Before recording any descendants of Reuben, the author immediately alludes to the disqualifying sin of this son of Israel (v. 1; cf. Gen. 49:3, 4).

If he had not "defiled his father's bed," God would have caused a ruler to come from him instead of from Judah.

Joseph received Reuben's birthright, but Judah prevailed (v. 2).

A brief list of sons follows (vv. 3-8), then a record of where they settled and raised cattle at the expense of the Hagrites (east of Gilead) [vv. 9-10].

Reuben's neighbors in Bashan are the descendants of Gad (vv. 11-22).
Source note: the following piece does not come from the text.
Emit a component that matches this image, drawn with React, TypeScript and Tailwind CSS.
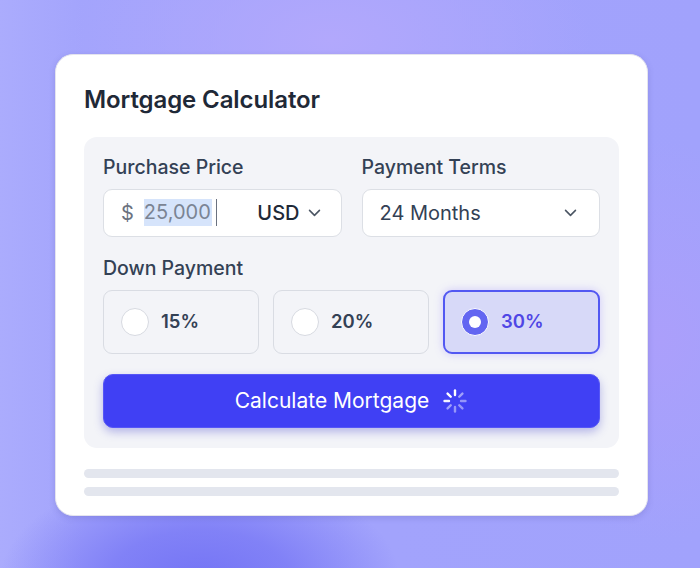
import React from "react";

function Chevron({ className }: { className?: string }) {
  return (
    <svg className={className} width="17" height="17" viewBox="0 0 24 24" fill="none" stroke="currentColor" strokeWidth="2.2" strokeLinecap="round" strokeLinejoin="round">
      <path d="M5 9l7 7 7-7" />
    </svg>
  );
}

function Spinner() {
  const ticks = [0, 45, 90, 135, 180, 225, 270, 315];
  const op = [1, 0.5, 0.45, 0.45, 0.45, 0.5, 0.95, 1];
  return (
    <svg width="26" height="26" viewBox="-13 -13 26 26">
      {ticks.map((a, i) => (
        <line
          key={a}
          x1="0"
          y1="-6"
          x2="0"
          y2="-10.5"
          stroke="white"
          strokeOpacity={op[i]}
          strokeWidth="2.4"
          strokeLinecap="round"
          transform={`rotate(${a})`}
        />
      ))}
    </svg>
  );
}

function Radio({ label, selected }: { label: string; selected?: boolean }) {
  return (
    <div
      className={
        selected
          ? "flex-1 h-[64px] rounded-[9px] border-2 border-[#5258f2] bg-[#d7d9f8] flex items-center pl-[16px] gap-[12px] shadow-[0_0_8px_rgba(140,120,255,0.35)]"
          : "flex-1 h-[64px] rounded-[9px] border-[1.5px] border-[#d9dce3] bg-[#f3f4f8] flex items-center pl-[17px] gap-[12px]"
      }
    >
      {selected ? (
        <div className="w-[28px] h-[28px] rounded-full bg-[#6366f1] border-[1.5px] border-white flex items-center justify-center">
          <div className="w-[12px] h-[12px] rounded-full bg-white" />
        </div>
      ) : (
        <div className="w-[28px] h-[28px] rounded-full bg-white border-[1.5px] border-[#d7dae1]" />
      )}
      <span className={selected ? "text-[18.5px] font-semibold text-[#4f46e5]" : "text-[18.5px] font-semibold text-[#334155]"}>
        {label}
      </span>
    </div>
  );
}

export default function App() {
  return (
    <div
      className="w-[700px] h-[568px] overflow-hidden pt-[54px] pl-[55px] bg-[#a3a4fc] bg-[radial-gradient(ellipse_200px_110px_at_200px_580px,#7474f5_0%,rgba(118,118,245,0.75)_45%,rgba(163,164,252,0)_100%),radial-gradient(ellipse_260px_140px_at_330px_40px,#b2a8fc_0%,rgba(178,168,252,0)_100%),radial-gradient(ellipse_160px_200px_at_660px_340px,#ab9ffb_0%,rgba(171,159,251,0)_100%),linear-gradient(90deg,#abacfd_0%,#a3a4fc_12%,#a1a2fc_100%)]"
      style={{ fontFamily: "Inter, 'Noto Sans', sans-serif" }}
    >
      <div className="w-[593px] h-[462px] bg-white rounded-[18px] border border-[#e4e4ee] shadow-[0_2px_6px_rgba(60,60,140,0.18)] px-[28px] pt-[29px]">
        <h1 className="text-[24px] leading-[32px] font-semibold text-[#1f2937] tracking-[-0.1px]">Mortgage Calculator</h1>
        <div className="mt-[21px] bg-[#f3f4f8] rounded-[13px] px-[19px] pt-[18px] pb-[20px]">
          <div className="flex gap-[20px]">
            <div className="flex-1">
              <div className="text-[19.5px] leading-[24px] font-medium text-[#334155]">Purchase Price</div>
              <div className="mt-[10px] h-[48px] bg-white rounded-[9px] border-[1.5px] border-[#dcdfe5] flex items-center pl-[17px] pr-[18px] pb-[1px]">
                <span className="text-[20px] text-[#6b7280]">$</span>
                <span className="ml-[10px] text-[20px] text-[#7b8494] bg-[#d6e4fb] leading-[27px] pr-[1px]">25,000</span>
                <span className="ml-[4px] w-[1.5px] h-[27px] bg-[#6b7280]" />
                <span className="ml-auto text-[20px] font-medium text-[#1f2937]">USD</span>
                <Chevron className="ml-[6px] text-[#4b5563]" />
              </div>
            </div>
            <div className="flex-1">
              <div className="text-[19.5px] leading-[24px] font-medium text-[#334155]">Payment Terms</div>
              <div className="mt-[10px] h-[48px] bg-white rounded-[9px] border-[1.5px] border-[#dcdfe5] flex items-center pl-[17px] pr-[20px] pb-[1px]">
                <span className="text-[20px] text-[#334155]">24 Months</span>
                <Chevron className="ml-auto text-[#4b5563]" />
              </div>
            </div>
          </div>
          <div className="mt-[19px] text-[19.5px] leading-[24px] font-medium text-[#334155]">Down Payment</div>
          <div className="mt-[10px] flex gap-[14px]">
            <Radio label="15%" />
            <Radio label="20%" />
            <Radio label="30%" selected />
          </div>
          <button className="mt-[20px] w-full h-[54px] rounded-[10px] bg-[#4040f4] border border-[#5656f6] shadow-[0_4px_10px_rgba(64,64,200,0.35)] flex items-center justify-center gap-[13px]">
            <span className="text-[21px] text-white">Calculate Mortgage</span>
            <Spinner />
          </button>
        </div>
        <div className="mt-[21px] h-[9px] rounded-full bg-[#e3e6ee]" />
        <div className="mt-[9px] h-[9px] rounded-full bg-[#e3e6ee]" />
      </div>
    </div>
  );
}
The chronicler mentions that those he lists were registered during the reigns of Jotham and Jeroboam (v. 17).

He recounts another incident in which certain righteous ones among the two and one-half tribes led the army to trust God against enemies, and He gave them the victory, much spoil, and their land (vv. 18-22).

Chapter five concludes with a brief account of the descendants of the half-tribe of Manasseh (vv. 23-26).

These people increase greatly from Bashan to Mount Hermon (v. 23), but their leaders "play the harlot" (v. 24).

God, therefore, sends Tiglath-Pileser king of Assyria against them, and he carries them and the other two tribes into captivity (vv. 25-26).